Traditional 3-axis machining requires multiple setups to access different faces of a component. Each time the part is repositioned, slight alignment errors can accumulate and compromise the geometric relationships between critical features. Five-axis CNC machining addresses this directly by producing complex geometries in a single setup, preserving spatial relationships between bearing bores, optical mounting surfaces, sensor interfaces, and fluid channel connections throughout the cut.

​An optical mounting bracket, for instance, may require flatness within 3 µm and perpendicularity within 5 µm. Holding those tolerances is far more reliable when all critical surfaces are machined without removing the part from the fixture. That single-setup integrity directly translates into instruments that maintain proper optical alignment throughout their operational life.

Verifying What Cannot Be Seen

Precision machining means nothing without verification. Coordinate measuring machines use touch probes or optical sensors to measure component geometry in three dimensions, confirming the flatness of mounting surfaces, the concentricity of rotating elements, the true position of locating features, and the parallelism between structural planes. A CMM can verify that a precision bore sits within 4 µm of its intended position relative to a defined datum reference, the kind of confirmation that ensures parts assemble correctly and function as designed. Without that level of metrology, dimensional errors can go undetected until they surface as instrument instability, noise, or calibration drift.

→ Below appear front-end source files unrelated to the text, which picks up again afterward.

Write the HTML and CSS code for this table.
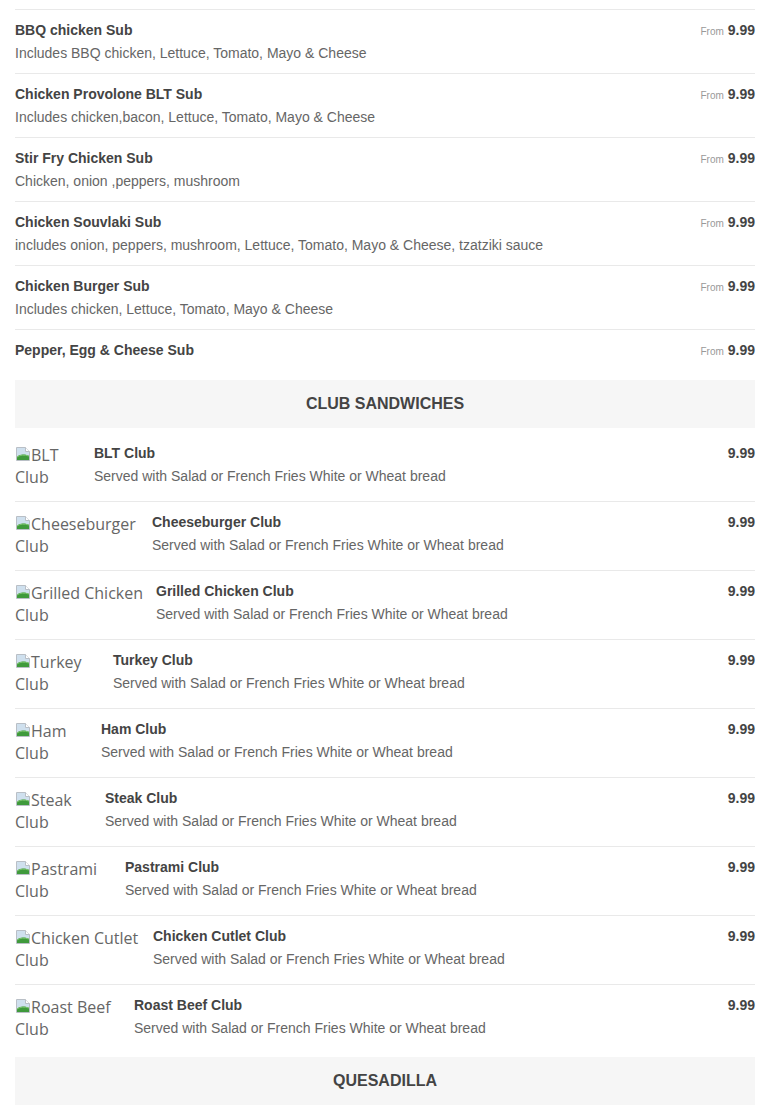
FILE: index.html
```html
<!DOCTYPE html>
<html>
<head>
<meta charset="utf-8">
<link rel="stylesheet" href="styles.css">
</head>
<body>
<svg width="0" height="0" class="defs">
  <defs>
    <symbol id="broken" viewBox="0 0 16 16">
      <path d="M1.5 1.5h9l4 4v9h-13z" fill="#f4f6f8" stroke="#b9bfc6"/>
      <path d="M2 2h8.3l3.7 3.7V10H2z" fill="#cfe0ee"/>
      <path d="M2 14V11c3-3 7-3 12-1v4z" fill="#3f9a3c"/>
      <path d="M2 11c3-2 7-2.5 12-1" fill="none" stroke="#7cc46e" stroke-width="1"/>
      <path d="M10.5 1.5v4h4" fill="#fff" stroke="#b9bfc6"/>
    </symbol>
  </defs>
</svg>
<div class="menu">
  <div class="sub-list">
    <div class="item">
      <div class="info"><div class="title">BBQ chicken Sub</div><div class="desc">Includes BBQ chicken, Lettuce, Tomato, Mayo &amp; Cheese</div></div>
      <div class="price"><span class="from">From</span> 9.99</div>
    </div>
    <div class="item">
      <div class="info"><div class="title">Chicken Provolone BLT Sub</div><div class="desc">Includes chicken,bacon, Lettuce, Tomato, Mayo &amp; Cheese</div></div>
      <div class="price"><span class="from">From</span> 9.99</div>
    </div>
    <div class="item">
      <div class="info"><div class="title">Stir Fry Chicken Sub</div><div class="desc">Chicken, onion ,peppers, mushroom</div></div>
      <div class="price"><span class="from">From</span> 9.99</div>
    </div>
    <div class="item">
      <div class="info"><div class="title">Chicken Souvlaki Sub</div><div class="desc">includes onion, peppers, mushroom, Lettuce, Tomato, Mayo &amp; Cheese, tzatziki sauce</div></div>
      <div class="price"><span class="from">From</span> 9.99</div>
    </div>
    <div class="item">
      <div class="info"><div class="title">Chicken Burger Sub</div><div class="desc">Includes chicken, Lettuce, Tomato, Mayo &amp; Cheese</div></div>
      <div class="price"><span class="from">From</span> 9.99</div>
    </div>
    <div class="item">
      <div class="info"><div class="title">Pepper, Egg &amp; Cheese Sub</div></div>
      <div class="price"><span class="from">From</span> 9.99</div>
    </div>
  </div>

  <h2 class="section-heading">CLUB SANDWICHES</h2>
  <div class="club-list">
    <div class="item club">
      <div class="pic w-blt"><svg class="icon"><use href="#broken"/></svg>BLT Club</div>
      <div class="info"><div class="title">BLT Club</div><div class="desc">Served with Salad or French Fries White or Wheat bread</div></div>
      <div class="price">9.99</div>
    </div>
    <div class="item club">
      <div class="pic w-cheese"><svg class="icon"><use href="#broken"/></svg>Cheeseburger Club</div>
      <div class="info"><div class="title">Cheeseburger Club</div><div class="desc">Served with Salad or French Fries White or Wheat bread</div></div>
      <div class="price">9.99</div>
    </div>
    <div class="item club">
      <div class="pic w-grilled"><svg class="icon"><use href="#broken"/></svg>Grilled Chicken Club</div>
      <div class="info"><div class="title">Grilled Chicken Club</div><div class="desc">Served with Salad or French Fries White or Wheat bread</div></div>
      <div class="price">9.99</div>
    </div>
    <div class="item club">
      <div class="pic w-turkey"><svg class="icon"><use href="#broken"/></svg>Turkey Club</div>
      <div class="info"><div class="title">Turkey Club</div><div class="desc">Served with Salad or French Fries White or Wheat bread</div></div>
      <div class="price">9.99</div>
    </div>
    <div class="item club">
      <div class="pic w-ham"><svg class="icon"><use href="#broken"/></svg>Ham Club</div>
      <div class="info"><div class="title">Ham Club</div><div class="desc">Served with Salad or French Fries White or Wheat bread</div></div>
      <div class="price">9.99</div>
    </div>
    <div class="item club">
      <div class="pic w-steak"><svg class="icon"><use href="#broken"/></svg>Steak Club</div>
      <div class="info"><div class="title">Steak Club</div><div class="desc">Served with Salad or French Fries White or Wheat bread</div></div>
      <div class="price">9.99</div>
    </div>
    <div class="item club">
      <div class="pic w-pastrami"><svg class="icon"><use href="#broken"/></svg>Pastrami Club</div>
      <div class="info"><div class="title">Pastrami Club</div><div class="desc">Served with Salad or French Fries White or Wheat bread</div></div>
      <div class="price">9.99</div>
    </div>
    <div class="item club">
      <div class="pic w-cutlet"><svg class="icon"><use href="#broken"/></svg>Chicken Cutlet Club</div>
      <div class="info"><div class="title">Chicken Cutlet Club</div><div class="desc">Served with Salad or French Fries White or Wheat bread</div></div>
      <div class="price">9.99</div>
    </div>
    <div class="item club">
      <div class="pic w-roast"><svg class="icon"><use href="#broken"/></svg>Roast Beef Club</div>
      <div class="info"><div class="title">Roast Beef Club</div><div class="desc">Served with Salad or French Fries White or Wheat bread</div></div>
      <div class="price">9.99</div>
    </div>
  </div>

  <h2 class="section-heading">QUESADILLA</h2>
  <div class="club-list">
    <div class="item club">
      <div class="pic w-roast"><svg class="icon"><use href="#broken"/></svg>Chicken Quesadilla</div>
      <div class="info"><div class="title">Chicken Quesadilla</div><div class="desc">Served with Salsa and Sour Cream</div></div>
      <div class="price">9.99</div>
    </div>
  </div>
</div>
</body>
</html>
```

FILE: styles.css
```css
* { box-sizing: border-box; }
html, body { margin: 0; padding: 0; background: #fff; }
body {
  font-family: "Liberation Sans", Arial, sans-serif;
  font-size: 14px;
  color: #444;
}
.defs { position: absolute; width: 0; height: 0; overflow: hidden; }
.menu { padding: 9px 15px 0; }

.item {
  display: flex;
  align-items: flex-start;
  border-top: 1px solid #e9e9e9;
  padding: 10px 0;
}
.info { flex: 1 1 auto; min-width: 0; }
.title { font-weight: bold; line-height: 20px; color: #444; }
.desc { margin-top: 3px; line-height: 20px; color: #666; }
.price {
  flex: none;
  font-weight: bold;
  line-height: 20px;
  color: #444;
  white-space: nowrap;
}
.from { font-size: 10px; font-weight: normal; color: #999; }

.sub-list { margin-bottom: 8px; }

.section-heading {
  margin: 4px 0 0;
  height: 48px;
  line-height: 48px;
  background: #f6f6f6;
  text-align: center;
  font-size: 16px;
  font-weight: bold;
  color: #444;
}

.club-list { margin-top: 5px; }
.club-list .item:first-child { border-top: none; }
.item.club { padding: 10px 0 13px; }
.pic {
  flex: none;
  margin-right: 15px;
  font-family: "Open Sans", "Liberation Sans", sans-serif;
  font-size: 16px;
  line-height: 22px;
  color: #666;
  padding-top: 1px;
}
.icon { width: 16px; height: 16px; vertical-align: -1px; }

.w-blt { width: 64px; }
.w-cheese { width: 122px; }
.w-grilled { width: 128px; margin-right: 13px; }
.w-turkey { width: 83px; }
.w-ham { width: 71px; }
.w-steak { width: 75px; }
.w-pastrami { width: 95px; }
.w-cutlet { width: 124px; margin-right: 14px; }
.w-roast { width: 104px; }
```
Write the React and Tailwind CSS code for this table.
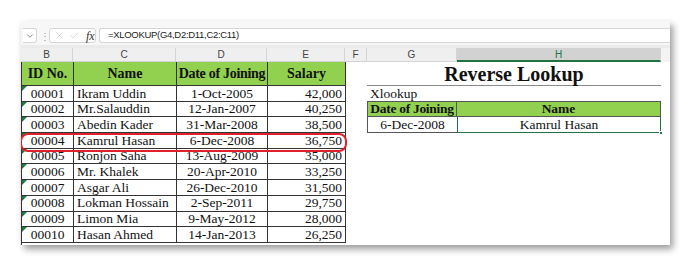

Thermal Effects and Surface Finish

Temperature fluctuations are unavoidable in laboratory environments, and their effect on mechanical dimensions is significant. Aluminum, widely used in instrument housings for its weight and machinability, expands approximately 23 µm per meter per degree Celsius. In a 300 mm structural component, a 2°C temperature swing produces nearly 14 µm of expansion, enough to affect optical alignment or sensor positioning. Precision manufacturers mitigate this by carefully selecting materials, using stress-relieved stock, maintaining controlled machining environments, and adopting cutting strategies that minimize residual internal stress.

Surface finish plays a parallel role. A roughness of Ra 1.6 µm may suffice for general industrial parts, but optical mounts often require Ra 0.4 µm or better to ensure proper seating and alignment. Achieving those finishes demands specialized tooling, controlled cutting parameters, and consistent process management, details that separate a competent shop from a precision-focused operation.

Process Consistency Across Production

Laboratories frequently deploy multiple units of the same instrument across facilities. Reproducible results between units depend on manufacturing process control. Statistical process control tracks dimensional measurements across production runs and flags variation before it produces nonconforming parts. ISO-certified quality management systems provide the structured framework for maintaining that consistency. For lab managers, the practical outcome is reliable instrument-to-instrument performance, predictable calibration intervals, and reduced service intervention.

Questions Worth Asking Your OEM

Lab managers do not need to become machinists, but asking the right questions during instrument evaluation can reveal whether a system is built for sustained performance or simply meets minimum specifications. Key questions include: Are alignment-critical components machined in single setups with proper datum control? Is dimensional verification performed on CMMs with documented first article inspection? How does the design address thermal expansion in optical and high-sensitivity subsystems? What statistical process controls ensure unit-to-unit consistency? How long does calibration typically hold, and what mechanical factors support that stability?

The Invisible Foundation

Most laboratory professionals will never see the internal mechanical components of their instruments. Yet those parts, every mounting surface, bore, and structural interface, determine whether the system delivers consistent performance over years of daily use. Precision manufacturing ensures those microscopic details produce reliable macroscopic results. For lab managers, understanding this connection between upstream machining quality and downstream measurement confidence is one of the most practical tools available when selecting instruments built to last.